PROBLEM STATEMENT »
Set down each line of the material that follows, exactly, with no pictures.

DATASET EXCERPT »
• • • •

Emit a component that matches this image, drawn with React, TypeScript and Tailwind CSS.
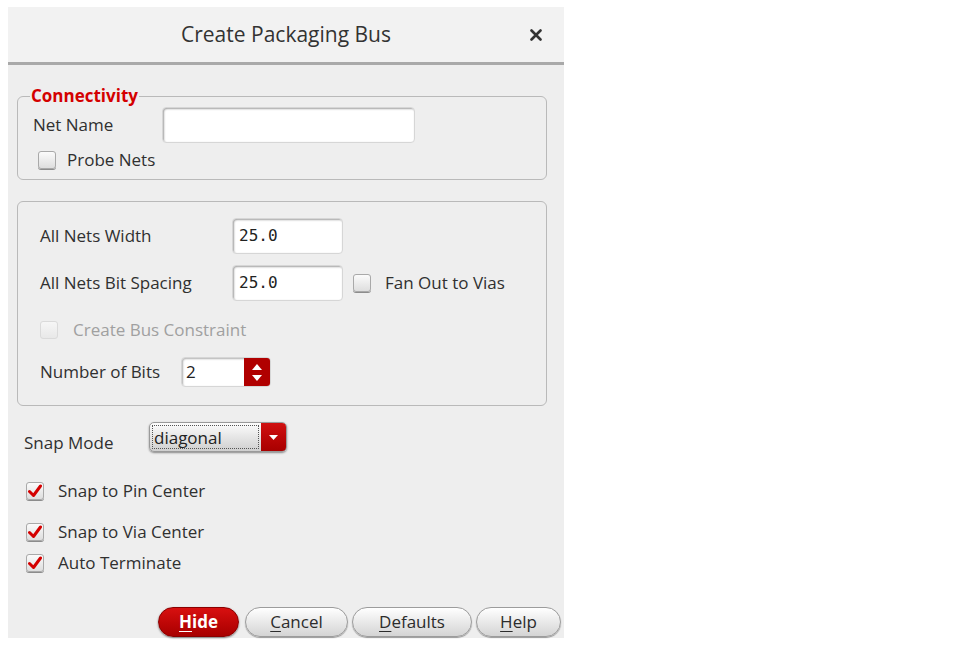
import React from "react";

const font = { fontFamily: '"Open Sans", "Noto Sans", sans-serif' };

function CheckBox({ checked = false, disabled = false }: { checked?: boolean; disabled?: boolean }) {
  return (
    <span
      className={`flex h-[18px] w-[18px] shrink-0 items-center justify-center rounded-[3px] border ${
        disabled
          ? "border-[#dadada] bg-gradient-to-b from-[#f6f6f6] to-[#e8e8e8]"
          : "border-[#a9a9a9] bg-gradient-to-b from-[#fbfbfb] to-[#dedede] shadow-[0_1px_0_#8c8c8c]"
      }`}
    >
      {checked && (
        <svg width="14" height="14" viewBox="0 0 14 14">
          <path d="M1.5 7.5 L5.5 11.5 L12.5 2" stroke="#d40000" strokeWidth="3" fill="none" strokeLinecap="round" strokeLinejoin="round" />
        </svg>
      )}
    </span>
  );
}

function TextBox({ value = "", w }: { value?: string; w: string }) {
  return (
    <div
      className={`${w} flex h-[36px] items-center rounded-[4px] border border-[#d6d6d6] bg-white pl-[6px] text-[16px] text-[#222] shadow-[inset_1px_1px_2px_#a0a0a0]`}
      style={{ fontFamily: '"DejaVu Sans Mono", "Liberation Mono", monospace' }}
    >
      {value}
    </div>
  );
}

function Btn({ label, primary = false, w }: { label: string; primary?: boolean; w: string }) {
  return (
    <button
      className={`${w} flex h-[30px] items-center justify-center rounded-full border text-[17px] leading-[20px] ${
        primary
          ? "border-[#8a0000] bg-gradient-to-b from-[#d81010] to-[#a80000] font-bold text-white shadow-[0_1px_2px_#777]"
          : "border-[#9c9c9c] bg-gradient-to-b from-[#ffffff] to-[#d4d4d4] text-[#2c2c2c] shadow-[0_1px_1px_#999]"
      }`}
    >
      <span className="underline decoration-1 underline-offset-[3px]">{label[0]}</span>
      {label.slice(1)}
    </button>
  );
}

export default function App() {
  return (
    <div className="h-[647px] w-[960px] bg-white pl-[8px] pt-[7px] text-[#303030]" style={font}>
      <div className="relative flex h-[631px] w-[556px] flex-col bg-[#eeeeee]">
        {/* window corners */}
        <span className="absolute left-0 top-0 h-0 w-0 border-l-[5px] border-t-[5px] border-l-[#111] border-t-[#111] border-r-[5px] border-r-transparent border-b-[5px] border-b-transparent" />
        <span className="absolute right-0 top-0 h-0 w-0 border-r-[5px] border-t-[5px] border-r-[#111] border-t-[#111] border-l-[5px] border-l-transparent border-b-[5px] border-b-transparent" />

        {/* Title bar */}
        <header className="relative flex h-[58px] shrink-0 items-center justify-center border-b-[3px] border-[#a9a9a9] bg-[#f2f2f2]">
          <h1 className="text-[21px] font-medium text-[#333]">Create Packaging Bus</h1>
          <svg className="absolute right-[22px] top-[22px]" width="12" height="12" viewBox="0 0 12 12">
            <path d="M1.5 1.5 L10.5 10.5 M10.5 1.5 L1.5 10.5" stroke="#333" strokeWidth="2.6" strokeLinecap="round" />
          </svg>
        </header>

        <div className="flex flex-1 flex-col pl-[9px] pr-[17px] text-[17px] leading-[20px]">
          {/* Connectivity */}
          <fieldset className="mt-[21px] h-[94px] rounded-[6px] border border-[#b9b9b9] pl-[12px]">
            <legend className="px-[1px] text-[17px] font-bold leading-[20px] text-[#d40000]">Connectivity</legend>
            <div className="ml-[3px] mt-[1px] flex items-center">
              <span className="w-[129px]">Net Name</span>
              <TextBox w="w-[253px]" />
            </div>
            <div className="ml-[8px] mt-[8px] flex h-[18px] items-center gap-[11px]">
              <CheckBox />
              <span>Probe Nets</span>
            </div>
          </fieldset>

          {/* Widths */}
          <div className="mt-[21px] flex h-[205px] flex-col rounded-[6px] border border-[#b9b9b9] pl-[22px] pt-[16px]">
            <div className="flex items-center">
              <span className="w-[192px]">All Nets Width</span>
              <TextBox value="25.0" w="w-[111px]" />
            </div>
            <div className="mt-[11px] flex items-center">
              <span className="w-[192px]">All Nets Bit Spacing</span>
              <TextBox value="25.0" w="w-[111px]" />
              <span className="ml-[10px]">
                <CheckBox />
              </span>
              <span className="ml-[14px]">Fan Out to Vias</span>
            </div>
            <div className="mt-[20px] flex h-[18px] items-center gap-[15px]">
              <CheckBox disabled />
              <span className="text-[#a0a0a0]">Create Bus Constraint</span>
            </div>
            <div className="mt-[18px] flex items-center">
              <span className="w-[141px]">Number of Bits</span>
              <div className="flex h-[30px] w-[90px] overflow-hidden rounded-[4px] border border-[#d6d6d6] bg-white shadow-[inset_1px_1px_2px_#b0b0b0]">
                <span className="flex flex-1 items-center pl-[4px] text-[17px] text-[#222]">2</span>
                <span className="flex w-[26px] flex-col items-center justify-center gap-[5px] bg-[#b00000]">
                  <svg width="10" height="6" viewBox="0 0 10 6"><path d="M0 6 L5 0 L10 6 Z" fill="#fff" /></svg>
                  <svg width="10" height="6" viewBox="0 0 10 6"><path d="M0 0 L5 6 L10 0 Z" fill="#fff" /></svg>
                </span>
              </div>
            </div>
          </div>

          {/* Snap mode */}
          <div className="mt-[15px] flex items-center">
            <span className="mt-[12px] w-[132px] pl-[7px]">Snap Mode</span>
            <div className="flex h-[30px] w-[138px] overflow-hidden rounded-[5px] border border-[#9a9a9a] bg-gradient-to-b from-[#fdfdfd] to-[#cfcfcf] shadow-[0_1px_2px_#888]">
              <span className="my-[2px] ml-[2px] flex w-[107px] items-center border border-dotted border-[#555] pl-[1px] text-[17px] leading-none text-[#222]">
                diagonal
              </span>
              <span className="ml-auto flex w-[25px] items-center justify-center bg-gradient-to-b from-[#d01010] to-[#a80000]">
                <svg width="9" height="5" viewBox="0 0 9 5"><path d="M0 0 L4.5 5 L9 0 Z" fill="#fff" /></svg>
              </span>
            </div>
          </div>

          <div className="ml-[9px] mt-[29px] flex h-[18px] items-center gap-[14px]">
            <CheckBox checked />
            <span>Snap to Pin Center</span>
          </div>
          <div className="ml-[9px] mt-[23px] flex h-[18px] items-center gap-[14px]">
            <CheckBox checked />
            <span>Snap to Via Center</span>
          </div>
          <div className="ml-[9px] mt-[13px] flex h-[18px] items-center gap-[14px]">
            <CheckBox checked />
            <span>Auto Terminate</span>
          </div>

          {/* Buttons */}
          <div className="-mr-[14px] mt-auto mb-[1px] flex justify-end gap-[4px]">
            <span className="mr-[2px]">
              <Btn label="Hide" primary w="w-[81px]" />
            </span>
            <Btn label="Cancel" w="w-[103px]" />
            <Btn label="Defaults" w="w-[120px]" />
            <Btn label="Help" w="w-[85px]" />
          </div>
        </div>
      </div>
    </div>
  );
}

• • • •

COMPLETE RESPONSE »
Emit a component that matches this image, drawn with React, TypeScript and Tailwind CSS.
import React from "react";

const font = { fontFamily: '"Open Sans", "Noto Sans", sans-serif' };

function CheckBox({ checked = false, disabled = false }: { checked?: boolean; disabled?: boolean }) {
  return (
    <span
      className={`flex h-[18px] w-[18px] shrink-0 items-center justify-center rounded-[3px] border ${
        disabled
          ? "border-[#dadada] bg-gradient-to-b from-[#f6f6f6] to-[#e8e8e8]"
          : "border-[#a9a9a9] bg-gradient-to-b from-[#fbfbfb] to-[#dedede] shadow-[0_1px_0_#8c8c8c]"
      }`}
    >
      {checked && (
        <svg width="14" height="14" viewBox="0 0 14 14">
          <path d="M1.5 7.5 L5.5 11.5 L12.5 2" stroke="#d40000" strokeWidth="3" fill="none" strokeLinecap="round" strokeLinejoin="round" />
        </svg>
      )}
    </span>
  );
}

function TextBox({ value = "", w }: { value?: string; w: string }) {
  return (
    <div
      className={`${w} flex h-[36px] items-center rounded-[4px] border border-[#d6d6d6] bg-white pl-[6px] text-[16px] text-[#222] shadow-[inset_1px_1px_2px_#a0a0a0]`}
      style={{ fontFamily: '"DejaVu Sans Mono", "Liberation Mono", monospace' }}
    >
      {value}
    </div>
  );
}

function Btn({ label, primary = false, w }: { label: string; primary?: boolean; w: string }) {
  return (
    <button
      className={`${w} flex h-[30px] items-center justify-center rounded-full border text-[17px] leading-[20px] ${
        primary
          ? "border-[#8a0000] bg-gradient-to-b from-[#d81010] to-[#a80000] font-bold text-white shadow-[0_1px_2px_#777]"
          : "border-[#9c9c9c] bg-gradient-to-b from-[#ffffff] to-[#d4d4d4] text-[#2c2c2c] shadow-[0_1px_1px_#999]"
      }`}
    >
      <span className="underline decoration-1 underline-offset-[3px]">{label[0]}</span>
      {label.slice(1)}
    </button>
  );
}

export default function App() {
  return (
    <div className="h-[647px] w-[960px] bg-white pl-[8px] pt-[7px] text-[#303030]" style={font}>
      <div className="relative flex h-[631px] w-[556px] flex-col bg-[#eeeeee]">
        {/* window corners */}
        <span className="absolute left-0 top-0 h-0 w-0 border-l-[5px] border-t-[5px] border-l-[#111] border-t-[#111] border-r-[5px] border-r-transparent border-b-[5px] border-b-transparent" />
        <span className="absolute right-0 top-0 h-0 w-0 border-r-[5px] border-t-[5px] border-r-[#111] border-t-[#111] border-l-[5px] border-l-transparent border-b-[5px] border-b-transparent" />

        {/* Title bar */}
        <header className="relative flex h-[58px] shrink-0 items-center justify-center border-b-[3px] border-[#a9a9a9] bg-[#f2f2f2]">
          <h1 className="text-[21px] font-medium text-[#333]">Create Packaging Bus</h1>
          <svg className="absolute right-[22px] top-[22px]" width="12" height="12" viewBox="0 0 12 12">
            <path d="M1.5 1.5 L10.5 10.5 M10.5 1.5 L1.5 10.5" stroke="#333" strokeWidth="2.6" strokeLinecap="round" />
          </svg>
        </header>

        <div className="flex flex-1 flex-col pl-[9px] pr-[17px] text-[17px] leading-[20px]">
          {/* Connectivity */}
          <fieldset className="mt-[21px] h-[94px] rounded-[6px] border border-[#b9b9b9] pl-[12px]">
            <legend className="px-[1px] text-[17px] font-bold leading-[20px] text-[#d40000]">Connectivity</legend>
            <div className="ml-[3px] mt-[1px] flex items-center">
              <span className="w-[129px]">Net Name</span>
              <TextBox w="w-[253px]" />
            </div>
            <div className="ml-[8px] mt-[8px] flex h-[18px] items-center gap-[11px]">
              <CheckBox />
              <span>Probe Nets</span>
            </div>
          </fieldset>

          {/* Widths */}
          <div className="mt-[21px] flex h-[205px] flex-col rounded-[6px] border border-[#b9b9b9] pl-[22px] pt-[16px]">
            <div className="flex items-center">
              <span className="w-[192px]">All Nets Width</span>
              <TextBox value="25.0" w="w-[111px]" />
            </div>
            <div className="mt-[11px] flex items-center">
              <span className="w-[192px]">All Nets Bit Spacing</span>
              <TextBox value="25.0" w="w-[111px]" />
              <span className="ml-[10px]">
                <CheckBox />
              </span>
              <span className="ml-[14px]">Fan Out to Vias</span>
            </div>
            <div className="mt-[20px] flex h-[18px] items-center gap-[15px]">
              <CheckBox disabled />
              <span className="text-[#a0a0a0]">Create Bus Constraint</span>
            </div>
            <div className="mt-[18px] flex items-center">
              <span className="w-[141px]">Number of Bits</span>
              <div className="flex h-[30px] w-[90px] overflow-hidden rounded-[4px] border border-[#d6d6d6] bg-white shadow-[inset_1px_1px_2px_#b0b0b0]">
                <span className="flex flex-1 items-center pl-[4px] text-[17px] text-[#222]">2</span>
                <span className="flex w-[26px] flex-col items-center justify-center gap-[5px] bg-[#b00000]">
                  <svg width="10" height="6" viewBox="0 0 10 6"><path d="M0 6 L5 0 L10 6 Z" fill="#fff" /></svg>
                  <svg width="10" height="6" viewBox="0 0 10 6"><path d="M0 0 L5 6 L10 0 Z" fill="#fff" /></svg>
                </span>
              </div>
            </div>
          </div>

          {/* Snap mode */}
          <div className="mt-[15px] flex items-center">
            <span className="mt-[12px] w-[132px] pl-[7px]">Snap Mode</span>
            <div className="flex h-[30px] w-[138px] overflow-hidden rounded-[5px] border border-[#9a9a9a] bg-gradient-to-b from-[#fdfdfd] to-[#cfcfcf] shadow-[0_1px_2px_#888]">
              <span className="my-[2px] ml-[2px] flex w-[107px] items-center border border-dotted border-[#555] pl-[1px] text-[17px] leading-none text-[#222]">
                diagonal
              </span>
              <span className="ml-auto flex w-[25px] items-center justify-center bg-gradient-to-b from-[#d01010] to-[#a80000]">
                <svg width="9" height="5" viewBox="0 0 9 5"><path d="M0 0 L4.5 5 L9 0 Z" fill="#fff" /></svg>
              </span>
            </div>
          </div>

          <div className="ml-[9px] mt-[29px] flex h-[18px] items-center gap-[14px]">
            <CheckBox checked />
            <span>Snap to Pin Center</span>
          </div>
          <div className="ml-[9px] mt-[23px] flex h-[18px] items-center gap-[14px]">
            <CheckBox checked />
            <span>Snap to Via Center</span>
          </div>
          <div className="ml-[9px] mt-[13px] flex h-[18px] items-center gap-[14px]">
            <CheckBox checked />
            <span>Auto Terminate</span>
          </div>

          {/* Buttons */}
          <div className="-mr-[14px] mt-auto mb-[1px] flex justify-end gap-[4px]">
            <span className="mr-[2px]">
              <Btn label="Hide" primary w="w-[81px]" />
            </span>
            <Btn label="Cancel" w="w-[103px]" />
            <Btn label="Defaults" w="w-[120px]" />
            <Btn label="Help" w="w-[85px]" />
          </div>
        </div>
      </div>
    </div>
  );
}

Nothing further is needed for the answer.